A major barrier to efficient recycling is the lack of precise information on products. Without accurate information, recyclers struggle to extract valuable material effectively. DPPs can provide real-time insights into materials, hazardous substances, and design specifications, allowing PROs to:
- Identify products containing critical raw materials (e.g., rare earth metals) for targeted sorting during and/or following initial collection.
- Improve sorting efficiency by categorizing products based on material composition, hazardousness and recyclability.
- Providing insights in the processing of electronics for establishing treatment protocols and conditions with contracted recyclers and refurbishers.
With automated and real-time access to this data, recyclers can make informed decisions that minimise waste and maximise material recovery. Beyond recycling, refurbishment and reuse are essential for extending product lifespans and supporting circularity. A key issue hindering this process is inconsistent documentation, lack of real-time information, and limited repair details. DPPs can provide detailed repair manuals and disassembly instructions, identifying reusable components prior to dismantling a product and facilitating the matchmaking of refurbishers with available products, protocols, and spare parts, ensuring that repairable items are not prematurely recycled.
How can PROs benefits from the implementation of DPPs?
Generally speaking
Integrating DPPs and ensuring their interoperability could enable PROs to significantly increase the number of electronic products entering second-life markets, thereby reducing the demand for raw materials and minimising environmental impact. This integration involves maintaining and updating a product’s unique DPP throughout its entire lifecycle—from production and initial sale to reuse, repair, refurbishment, and eventual recycling.
By ensuring that each product retains a consistent and accessible DPP as it transitions through various hands and stages of use, PROs and other stakeholders can more effectively track product history, evaluate circularity potential, and support more efficient and sustainable second-life pathways.
Regulatory compliance
Regulatory compliance is another area where DPPs provide substantial benefits. DPPs can be a clear way of showing to inspection bodies products comply with extended producer responsibility policies by providing evidence against free-riders. Additionally, PROs and the manufacturers they work for, could obtain more detailed information on material flows, collection rates, and recycling outcomes, of products at their end of life, which can be complex and resource-intensive to manage.
DPPs streamline compliance by:
- Automating data collection and reporting, reducing administrative burdens.
- Providing detailed information about categories, condition, age etc. of items reaching collection points.
- Providing traceability for materials to ensure responsible handling and processing.
- Enhancing auditability, allowing regulators to verify EPR performance more accurately.
By incorporating standardised DPP data, PROs can demonstrate compliance more transparently, strengthening trust among regulators, consumers, and industry stakeholders.
Circular business models
Beyond compliance, DPPs can also foster economic incentives for circular business models.

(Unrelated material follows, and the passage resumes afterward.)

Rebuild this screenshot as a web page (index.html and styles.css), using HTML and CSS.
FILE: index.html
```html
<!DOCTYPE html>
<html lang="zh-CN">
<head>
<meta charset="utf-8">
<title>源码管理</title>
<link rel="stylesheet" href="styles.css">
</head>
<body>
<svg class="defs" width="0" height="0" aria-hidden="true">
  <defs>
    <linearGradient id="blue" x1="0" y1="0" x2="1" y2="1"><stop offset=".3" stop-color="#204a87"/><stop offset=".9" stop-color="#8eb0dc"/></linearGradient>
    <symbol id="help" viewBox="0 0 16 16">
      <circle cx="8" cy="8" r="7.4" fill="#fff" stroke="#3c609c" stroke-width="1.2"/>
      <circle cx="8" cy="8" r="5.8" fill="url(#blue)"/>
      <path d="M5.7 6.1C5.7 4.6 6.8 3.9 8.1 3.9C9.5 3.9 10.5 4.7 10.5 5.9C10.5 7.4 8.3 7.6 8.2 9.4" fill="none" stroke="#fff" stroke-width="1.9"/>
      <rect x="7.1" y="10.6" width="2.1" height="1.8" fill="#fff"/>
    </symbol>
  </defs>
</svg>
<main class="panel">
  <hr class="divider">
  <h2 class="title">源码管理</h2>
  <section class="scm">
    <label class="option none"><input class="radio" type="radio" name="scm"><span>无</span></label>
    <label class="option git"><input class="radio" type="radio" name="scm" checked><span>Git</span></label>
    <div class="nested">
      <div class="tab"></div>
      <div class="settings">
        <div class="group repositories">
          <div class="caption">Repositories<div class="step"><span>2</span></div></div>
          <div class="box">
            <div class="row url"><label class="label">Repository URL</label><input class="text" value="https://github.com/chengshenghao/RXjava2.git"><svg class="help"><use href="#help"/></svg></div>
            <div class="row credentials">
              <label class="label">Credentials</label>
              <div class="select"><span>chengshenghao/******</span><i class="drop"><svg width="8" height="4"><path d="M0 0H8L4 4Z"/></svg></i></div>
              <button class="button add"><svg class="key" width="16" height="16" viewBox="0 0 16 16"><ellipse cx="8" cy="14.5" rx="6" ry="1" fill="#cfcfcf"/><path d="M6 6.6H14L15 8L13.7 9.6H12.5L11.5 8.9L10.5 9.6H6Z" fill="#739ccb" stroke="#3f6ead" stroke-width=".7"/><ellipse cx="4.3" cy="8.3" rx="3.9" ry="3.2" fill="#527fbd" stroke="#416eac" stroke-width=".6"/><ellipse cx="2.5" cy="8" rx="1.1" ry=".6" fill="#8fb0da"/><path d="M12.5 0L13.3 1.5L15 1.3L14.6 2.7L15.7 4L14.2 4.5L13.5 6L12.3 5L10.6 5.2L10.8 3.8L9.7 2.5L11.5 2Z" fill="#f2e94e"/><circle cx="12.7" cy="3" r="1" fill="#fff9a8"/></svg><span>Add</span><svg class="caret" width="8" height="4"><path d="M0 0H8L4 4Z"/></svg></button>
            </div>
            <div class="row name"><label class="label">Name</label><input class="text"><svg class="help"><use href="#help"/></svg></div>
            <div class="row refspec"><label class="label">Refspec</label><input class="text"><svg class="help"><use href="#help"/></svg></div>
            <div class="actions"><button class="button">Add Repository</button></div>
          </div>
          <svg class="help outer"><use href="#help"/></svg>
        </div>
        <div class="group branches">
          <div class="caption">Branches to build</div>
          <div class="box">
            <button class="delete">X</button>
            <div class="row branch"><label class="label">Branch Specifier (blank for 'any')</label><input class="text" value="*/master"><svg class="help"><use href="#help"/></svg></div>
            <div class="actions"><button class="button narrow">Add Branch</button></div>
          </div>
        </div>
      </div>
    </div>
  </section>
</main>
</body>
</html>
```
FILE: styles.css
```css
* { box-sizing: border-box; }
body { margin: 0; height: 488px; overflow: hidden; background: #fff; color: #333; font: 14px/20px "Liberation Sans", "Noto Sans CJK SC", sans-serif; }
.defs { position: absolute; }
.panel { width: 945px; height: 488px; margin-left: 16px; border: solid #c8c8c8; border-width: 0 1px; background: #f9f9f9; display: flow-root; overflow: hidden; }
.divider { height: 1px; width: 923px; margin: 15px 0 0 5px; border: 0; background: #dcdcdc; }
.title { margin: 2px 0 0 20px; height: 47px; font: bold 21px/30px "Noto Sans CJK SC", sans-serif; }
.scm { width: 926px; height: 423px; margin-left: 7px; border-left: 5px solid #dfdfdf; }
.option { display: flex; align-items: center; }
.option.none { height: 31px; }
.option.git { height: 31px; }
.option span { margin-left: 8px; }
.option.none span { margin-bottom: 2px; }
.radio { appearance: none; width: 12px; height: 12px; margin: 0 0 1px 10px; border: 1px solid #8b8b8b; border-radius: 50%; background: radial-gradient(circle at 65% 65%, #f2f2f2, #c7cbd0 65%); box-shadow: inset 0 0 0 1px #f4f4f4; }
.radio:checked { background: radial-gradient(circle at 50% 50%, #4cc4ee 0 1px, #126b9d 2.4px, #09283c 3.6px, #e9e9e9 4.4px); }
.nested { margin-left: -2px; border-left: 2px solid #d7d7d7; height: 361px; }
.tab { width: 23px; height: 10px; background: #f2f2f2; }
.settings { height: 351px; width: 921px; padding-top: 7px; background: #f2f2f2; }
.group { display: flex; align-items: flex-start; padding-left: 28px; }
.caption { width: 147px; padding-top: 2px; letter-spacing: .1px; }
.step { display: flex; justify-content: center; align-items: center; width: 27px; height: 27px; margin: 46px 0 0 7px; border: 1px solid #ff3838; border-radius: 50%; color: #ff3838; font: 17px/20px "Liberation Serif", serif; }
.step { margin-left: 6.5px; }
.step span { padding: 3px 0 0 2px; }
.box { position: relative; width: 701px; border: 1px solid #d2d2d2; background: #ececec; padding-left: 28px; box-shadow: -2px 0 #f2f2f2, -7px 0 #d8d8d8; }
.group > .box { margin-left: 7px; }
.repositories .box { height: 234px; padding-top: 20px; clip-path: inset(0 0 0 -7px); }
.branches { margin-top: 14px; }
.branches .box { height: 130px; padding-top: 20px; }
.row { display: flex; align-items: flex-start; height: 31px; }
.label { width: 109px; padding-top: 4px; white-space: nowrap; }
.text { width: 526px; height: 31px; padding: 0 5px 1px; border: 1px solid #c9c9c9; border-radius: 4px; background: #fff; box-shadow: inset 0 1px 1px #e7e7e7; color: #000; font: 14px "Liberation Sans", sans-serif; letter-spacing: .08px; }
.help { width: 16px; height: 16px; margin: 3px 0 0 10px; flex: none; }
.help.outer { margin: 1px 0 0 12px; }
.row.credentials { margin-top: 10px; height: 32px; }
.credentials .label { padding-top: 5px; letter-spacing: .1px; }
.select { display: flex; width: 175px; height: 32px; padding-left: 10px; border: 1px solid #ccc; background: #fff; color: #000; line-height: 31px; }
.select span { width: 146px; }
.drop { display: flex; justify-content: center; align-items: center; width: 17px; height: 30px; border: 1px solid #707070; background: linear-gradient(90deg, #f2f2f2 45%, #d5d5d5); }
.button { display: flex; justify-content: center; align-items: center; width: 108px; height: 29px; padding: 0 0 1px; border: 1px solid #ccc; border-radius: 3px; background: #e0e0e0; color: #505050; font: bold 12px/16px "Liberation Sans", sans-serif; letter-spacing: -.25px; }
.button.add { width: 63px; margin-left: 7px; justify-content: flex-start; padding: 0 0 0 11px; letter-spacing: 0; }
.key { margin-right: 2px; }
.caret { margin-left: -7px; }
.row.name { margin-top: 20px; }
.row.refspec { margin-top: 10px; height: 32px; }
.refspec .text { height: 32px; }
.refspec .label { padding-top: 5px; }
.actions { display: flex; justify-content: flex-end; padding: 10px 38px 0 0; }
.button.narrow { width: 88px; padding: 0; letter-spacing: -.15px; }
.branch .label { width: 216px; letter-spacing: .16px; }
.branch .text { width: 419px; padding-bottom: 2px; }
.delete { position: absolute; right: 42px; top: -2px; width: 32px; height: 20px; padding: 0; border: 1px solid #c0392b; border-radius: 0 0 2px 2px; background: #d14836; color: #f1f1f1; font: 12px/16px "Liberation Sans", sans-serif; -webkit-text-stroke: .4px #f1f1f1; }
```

With access to detailed product data:
- Consumers can make informed purchasing decisions, favouring products with high repairability and recyclability scores.
- Material traders and recyclers can assess the residual value of end-of-life electronics, optimising pricing and incentives for collection programs.

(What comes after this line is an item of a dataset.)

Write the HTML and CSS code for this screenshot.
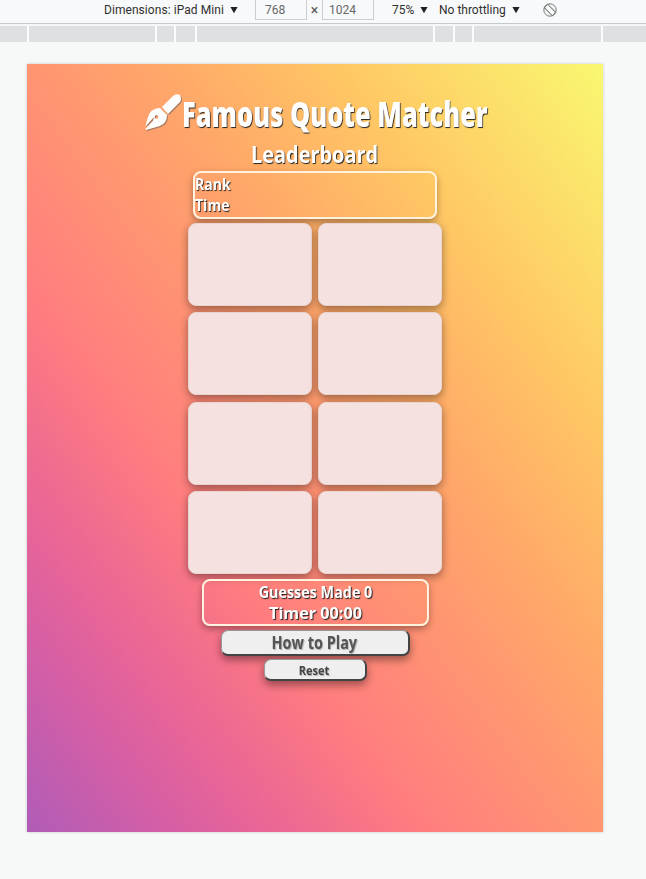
FILE: index.html
```html
<!DOCTYPE html>
<html lang="en">
<head>
<meta charset="utf-8">
<title>Famous Quote Matcher</title>
<link rel="stylesheet" href="styles.css">
</head>
<body>
<header class="toolbar">
  <span class="device">Dimensions: iPad Mini <svg class="caret" viewBox="0 0 8 8"><path d="M.4 1h7.2L4 7.2z"/></svg></span>
  <span class="field">768</span><span class="times">×</span><span class="field tall">1024</span>
  <span class="zoom">75% <svg class="caret" viewBox="0 0 8 8"><path d="M.4 1h7.2L4 7.2z"/></svg></span>
  <span class="throttle">No throttling <svg class="caret" viewBox="0 0 8 8"><path d="M.4 1h7.2L4 7.2z"/></svg></span>
  <svg class="rotate" viewBox="0 0 16 16"><g fill="none" stroke="#777" stroke-width="1"><circle cx="8" cy="8" r="6.2"/><rect x="5.6" y="2.2" width="4.8" height="11.6" rx=".8" transform="rotate(-45 8 8)"/></g></svg>
</header>
<div class="ruler"><i></i><i></i><i></i><i></i><i></i><i></i><i></i><i></i><b></b></div>
<main class="page">
  <h1><svg class="brush" viewBox="0 0 38 38"><path d="M18 14 29 3Q32 0 36 2Q38 6 36 9L24 21Z"/><path fill-rule="evenodd" d="M16 15 23 22Q23 30 16 33L2 37Q1 36 2 35L9 28L10 24L2 33Q1 32 2 31Q5 18 9 17Q12 15 16 15ZM11 23A1.6 1.6 0 1 0 14 25A1.6 1.6 0 0 0 11 23Z"/></svg><span class="title">Famous Quote Matcher</span></h1>
  <h2><span>Leaderboard</span></h2>
  <section class="board"><div>Rank</div><div>Time</div></section>
  <section class="cards"><div></div><div></div><div></div><div></div><div></div><div></div><div></div><div></div></section>
  <section class="stats"><div class="guesses">Guesses Made 0</div><div class="timer">Timer 00:00</div></section>
  <button class="how"><span>How to Play</span></button>
  <button class="reset"><span>Reset</span></button>
</main>
</body>
</html>
```
FILE: styles.css
```css
* { box-sizing: border-box; }
body { margin: 0; height: 879px; overflow: hidden; background: #f7f8f8; font-family: Roboto, sans-serif; }
.toolbar { display: flex; height: 24px; padding: 0 0 4px 104px; align-items: center; border-bottom: 1px solid #c5c9cc; background: #f8f9fa; color: #303030; font-size: 12px; white-space: nowrap; }
.caret { width: 8px; height: 8px; margin-left: 3px; fill: #222; }
.device { width: 151px; letter-spacing: .06px; }
.field { width: 52px; height: 20px; padding: 2px 10px 0 9px; line-height: 16px; border: 1px solid #cbcdcf; border-top: 0; color: #666; }
.tall { padding-left: 6px; }
.times { width: 15px; text-align: center; font-size: 14px; color: #555; }
.zoom { width: 47px; margin-left: 18px; }
.throttle { width: 103px; }
.rotate { width: 16px; height: 16px; }
.ruler { display: grid; grid-template-columns: 29px 128px 19px 21px 238px 20px 19px 129px 1fr; height: 18px; background: #dde1e3; border-top: 2px solid #f5f7f9; }
.ruler i { border-right: 2px solid #fbfcfc; }
.page { width: 576px; height: 768px; margin: 22px 0 0 27px; padding-top: 29px; display: flex; flex-direction: column; align-items: center; background: linear-gradient(54deg, #b05cb8, #d95fa3 14%, #ed6893 23%, #ff7d7f 35%, #ff9472 49%, #ffaa68 62%, #ffc864 77%, #f9f871); box-shadow: 0 0 3px #0003; color: #fff; font-family: "Open Sans", sans-serif; text-shadow: 1px 1px 1px #222; }
h1, h2 { margin: 0; }
h1 { width: 344px; height: 44px; display: flex; }
.brush { flex: none; width: 38px; height: 38px; margin-left: 1px; fill: #fff; filter: drop-shadow(1px 1px 0 #5558); overflow: visible; }
.title { font-size: 35px; line-height: 41px; font-weight: 800; white-space: nowrap; transform-origin: left; transform: scaleX(.726); }
h2 { height: 34px; font-size: 24px; line-height: 34px; font-weight: 700; }
h2 span { display: block; transform: scaleX(.83); }
.board, .stats { flex: none; border: 2px solid #fff2df; border-radius: 8px; font-size: 16.5px; line-height: 21px; font-weight: 700; box-shadow: 0 3px 7px #0005; }
.board { width: 244px; height: 48px; padding: 0; }
.board div { width: max-content; transform-origin: left; transform: scaleX(.85); }
.cards { flex: none; display: grid; grid-template-columns: 124px 124px; grid-auto-rows: 83px; gap: 6.3px 6px; margin-top: 4.2px; }
.cards div { background: #f5e1df; border: 1px solid #ead4cf; border-radius: 8px; box-shadow: 0 3px 8px #0006; }
.stats { width: 227px; height: 47px; margin-top: 4.9px; text-align: center; line-height: 21px; }
.guesses { transform: scaleX(.87); }
.timer { transform: scaleX(.98); }
button { flex: none; font-family: inherit; background: #efefef; border: 1px solid #444; border-width: 1px 2px 2px 1px; border-color: #999 #444 #444 #999; border-radius: 7px; padding: 0; color: #555; font-weight: 700; box-shadow: 0 4px 8px #0006; text-shadow: 1px 1px 1px #7778; }
button span { display: inline-block; transform: scaleX(.85); }
.how { width: 189px; height: 26px; margin-top: 4px; font-size: 17px; line-height: 23px; }
.reset { width: 103px; height: 22px; margin-top: 3.5px; font-size: 13px; line-height: 18px; color: #444; }
```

- Manufacturers can integrate recovered materials into remanufacturing and refurbishing initiatives.
Financial incentives
By leveraging DPP insights, PROs can align financial incentives with sustainability goals, contributing to a more economically viable circular economy. While the benefits of DPPs are numerous, their implementation presents challenges that must be addressed. Key considerations include:
- Data availability and veracity: when most parts of the appliances are built outside Europe, it is challenging to have access to exact and comparable data.
- Data Standardization: Ensuring interoperability across the whole value chain, manufacturers, refurbishers, and recyclers.
- Privacy and Security: Safeguarding sensitive product information while maintaining necessary transparency.
- Infrastructure and Costs: Establishing robust systems to integrate and effectively utilize DPPs.
To make the most of DPPs, policymakers, industry leaders, and PROs need to work together to establish clear standards, secure funding, and create governance frameworks that support widespread adoption.
Conclusion
DPPs are a powerful tool for producer responsibility and the circular economy. By providing PROs with detailed product data, they can improve recycling efficiency, boost refurbishment rates, simplify compliance, and enhance economic viability.
As regulations evolve, integrating DPPs into EPR strategies will be key to closing material loops and making the electronics sector more sustainable. Embracing this digital shift will help PROs lead the way in building a more resource-efficient, circular future.